Arafat reaffirmed that legislative and presidential elections for the Palestinian Authority will be held in January.

He said the elections and reforms should demonstrate the Palestinians are ready for the declaration of an independent state alongside Israel.

"Our national interest is to preserve international support for our legitimate right to resist the [Israeli] military and settlement occupation," Arafat said.

Addressing Israelis, the Palestinian leader said, "We want to achieve peace with you. We want security and stability for us and for you based on international resolutions and the agreements between us."

Israeli and Palestinian negotiators plan to hold high-level meetings Tuesday to discuss the implementation of a cease-fire and the resumption of negotiations.

Israeli Foreign Minister Shimon Peres is scheduled to meet with chief Palestinian negotiator Saeb Erakat, al-Yihya and Finance Minister Salam Fayad.

An adviser to Israeli Prime Minister Ariel Sharon said he saw little new in Arafat's remarks.

"Israel is a country committed to peace, and as such it has very specific expectations from a responsible Palestinian partner," said Sharon adviser Dore Gold.

"We expect that a Palestinian partner who is responsible will not have security services manned by operatives of terror organizations," Gold said. "We expect transparency in the use of international funds. None of that was heard in this speech. It was very little new in what was said."

Nevertheless, Israeli and Palestinian negotiators plan to hold high-level meetings Tuesday to discuss the implementation of a cease-fire and the resumption of negotiations.

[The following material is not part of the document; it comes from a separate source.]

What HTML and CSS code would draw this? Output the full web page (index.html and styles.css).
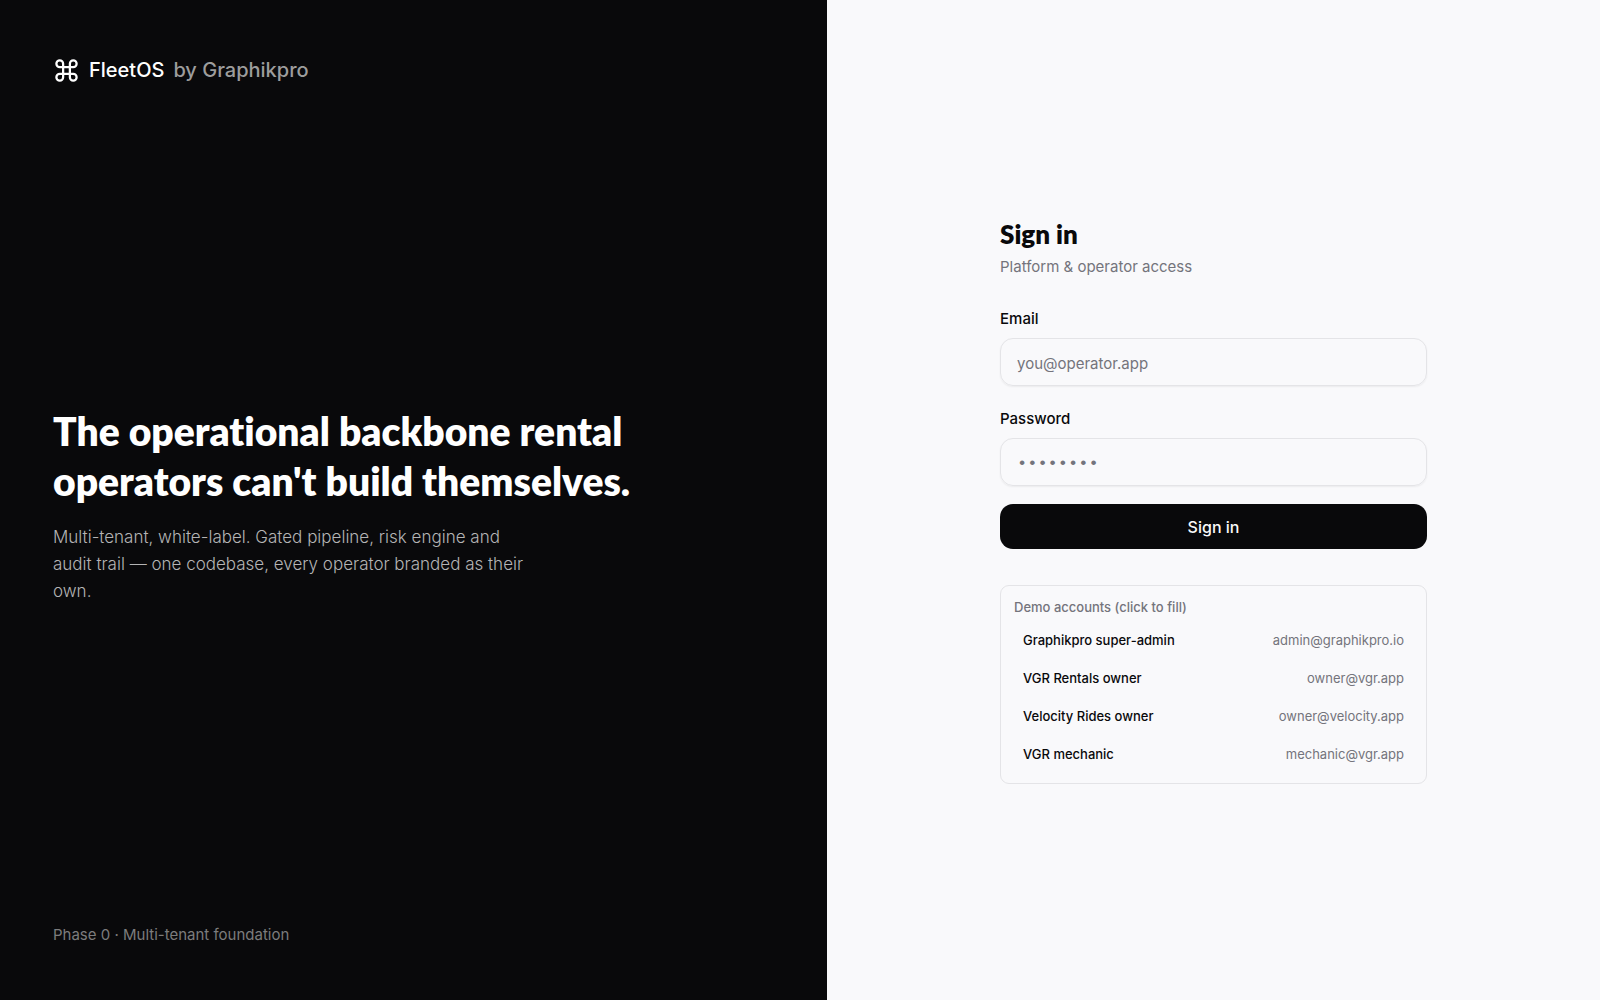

Israeli Foreign Minister Shimon Peres is scheduled to meet with chief Palestinian negotiator Saeb Erakat, al-Yihya and Finance Minister Salam Fayad.

Arafat has not left his Ramallah compound in months as the United States and international community have called for an overhaul in the Palestinian Authority.

The Palestinian leader's popularity has slipped among the Palestinian people in recent months. Without naming him directly, President Bush has called for changes in the Palestinian leadership.

In response to Arafat's speech, State Department spokesman Richard Boucher told reporters, "We haven't gone through it in detail to describe every word that's there and every one that's not there."

Boucher added, "We've heard the words about condemning violence and terror. We always welcome remarks like that. But, obviously, we've seen remarks like that before."